Vor zwei Jahren war das kleine Land Armenien einige Wochen in den Schlagzeilen. Damals floh die armenische Bevölkerung aus der Republik Berg-Karabach (armenisch: Arzach), die von Azerbaidschan eingenommen worden war und seither nicht mehr existiert. Heute weiß hierzulande kaum jemand wie es den Geflohenen geht und wie die Lage in Armenien insgesamt aussieht.
Dabei gibt es lange schon Beziehungen zwischen Deutschland und Armenien, die über die unrühmliche Rolle Deutschlands im Genozid des Osmanischen Reiches an den Armeniern 1915/16 hinausreichen. Solche Beziehungen zwischen beiden Ländern werden heute verstärkt im kirchlichen und wissenschaftlich-theologischen Bereich fortgesetzt. Dazu diente eine Sommerakademie, die auf eine Initiative des armenischen Theologen Dr. Harutyun Harutyunyan zurückgeht. Sie wurde von der Staatlichen Universität Eriwan in Kooperation mit Prof. Dr. Regina Elsner von der katholischen Theologischen Fakultät der Universität Münster und Prof. Dr. Daniel Cyranka von der evangelischen Theologischen Fakultät der Universität Halle und mit Unterstützung der Community Development NGO der Region Vayots Dzor durchgeführt und brachte ca. 35 Studierende aus den beiden genannten deutschen Universitätsstädten sowie von der Staatlichen Universität in Eriwan und auch von der Universität Tiflis im armenischen Bergort Hermon zusammen.
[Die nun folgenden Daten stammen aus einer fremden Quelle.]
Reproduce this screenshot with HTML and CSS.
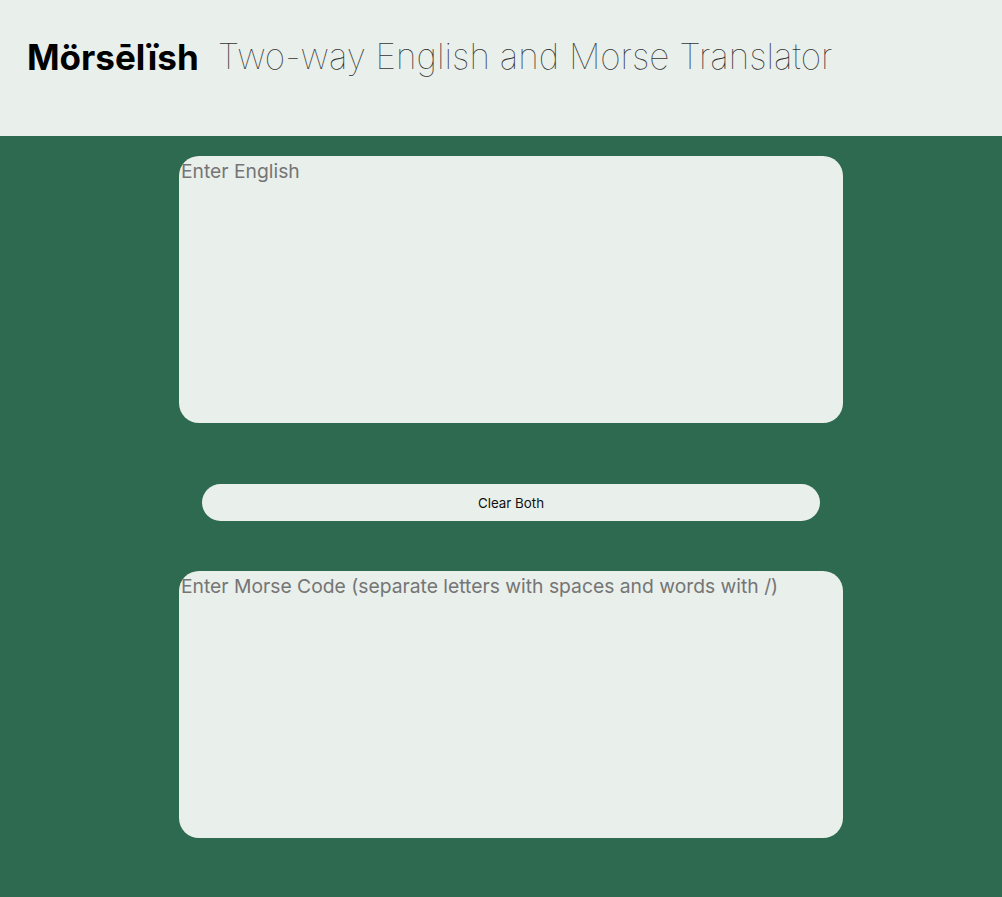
FILE: index.html
```html
<!DOCTYPE html>
<html lang="en">
<head>
<meta charset="utf-8">
<title>Mörsēlïsh</title>
<link rel="stylesheet" href="styles.css">
</head>
<body>
<header class="site-header">
  <h1 class="brand">Mörsēlïsh</h1>
  <p class="tagline">Two-way English and Morse Translator</p>
</header>
<main class="translator">
  <textarea class="box" placeholder="Enter English"></textarea>
  <button class="clear-btn" type="button">Clear Both</button>
  <textarea class="box" placeholder="Enter Morse Code (separate letters with spaces and words with /)"></textarea>
</main>
</body>
</html>
```
FILE: styles.css
```css
html, body {
  margin: 0;
  padding: 0;
}
body {
  font-family: Inter, "Noto Sans", sans-serif;
  background: #2d6a4f;
  min-height: 897px;
}
.site-header {
  background: #e9efeb;
  height: 136px;
  box-sizing: border-box;
  display: flex;
  align-items: center;
  padding-left: 27px;
  padding-bottom: 22px;
  gap: 19px;
}
.brand {
  margin: 0;
  font-size: 35px;
  font-weight: 700;
  color: #000;
  line-height: 1;
}
.tagline {
  margin: 0;
  font-size: 35.1px;
  font-weight: 100;
  color: #333;
  line-height: 1;
}
.translator {
  display: flex;
  flex-direction: column;
  align-items: center;
  padding: 20px 0 60px 20px;
}
.box {
  width: 664px;
  height: 267px;
  box-sizing: border-box;
  border: none;
  border-radius: 20px;
  background: #e9efeb;
  padding: 3px 2px 2px;
  margin: 0;
  font-family: Inter, "Noto Sans", sans-serif;
  font-size: 19.3px;
  color: #222;
  resize: none;
  outline: none;
  display: block;
}
.box::placeholder {
  color: #757575;
}
.clear-btn {
  width: 618px;
  height: 37px;
  margin: 61px 0 50px;
  border: none;
  border-radius: 19px;
  background: #e9efeb;
  font-family: Inter, "Noto Sans", sans-serif;
  font-size: 13.333px;
  color: #111;
  cursor: pointer;
}
```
Begleitet wurden sie von sieben Dozentinnen und Dozenten, zu denen auch die Orthodoxiereferentin des Konfessionskundlichen Instituts in Bensheim gehörte.
In den Vorlesungen und Workshops standen die Fragen nach Frieden und Versöhnung im Vordergrund. Der Hintergrund dafür war bzw. ist die schwierige Situation, in der sich Armenien derzeit befindet. So war beispielsweise die Lage ca. 120000 geflüchteten Armenier aus Arzach im Herbst 2023 und ihre Aufnahme in Armenien eines der behandelten Themen. Aber auch das Gedenken an den Genozid sowohl in Armenien als auch in Deutschland stand auf dem Programm. Dazu gehörte u.a. ein Vortrag, der über eine „Theologie des Genozids“ nachdachte. Dies führte schließlich zur Frage nach den verschiedenen – auch religiösen – Aspekten der nationalen Identität eines Volkes im Allgemeinen und im Speziellen. Schließlich gab es einen exegetischen Vortrag über das Liebesgebot in der Bibel und eine Darstellung der Geschichte des Ökumenischen Rates der Kirchen und seiner Arbeit im Bereich von Frieden und Versöhnung. Die Begegnung mit einem armenischen Gemeindepriester, der gleichzeitig Militärpfarrer ist und die Vorstellung der EU Mission in Armenien (EUMA) vervollständigten das Programm. Abschließend verbrachte die Gruppe noch einen Tag in Eriwan und besuchte das Genozid-Museum sowie die große armenische Handschriftensammlung im „Matenadaran“. Wie es sich für eine Sommerakademie gehört, waren auch Exkursionen zu Stätten des armenischen Kulturerbes wie beispielsweise eine erst vor wenigen Jahren entdeckte in der Steinzeit bewohnte Höhle oder das bekannte Kloster Noravank und andere alte Kirchen und Grabstätten Teil des Programms.
Dabei wurde daran erinnert, dass in Armenien das Christentum zum ersten Mal in der Geschichte Staatsreligion wurde, nämlich etwa 80 Jahre früher als im Römischen Reich. Theologisch hat sich die Armenisch Apostolische Kirche im weiteren Verlauf der Geschichte etwas anders entwickelt, als die Kirche im Römischen Reich. Das heißt, sie gehört zur Familie der orientalisch-orthodoxen Kirchen, die die Christologie des Konzils von Chalzedon (451) nicht übernommen haben.
Die Sommerakademie, die in dieser Weise erstmalig stattfand, war eine ökumenische Veranstaltung, bei der nicht nur theoretisch über Frieden und Versöhnung nachgedacht wurde, sondern bei der evangelische, römisch-katholische, byzantinisch-orthodoxe wie auch orientalisch-orthodoxe junge Christen sich gegenseitig näher kennenlernten und eine Grundlage für gemeinsames Handeln gelegt wurde.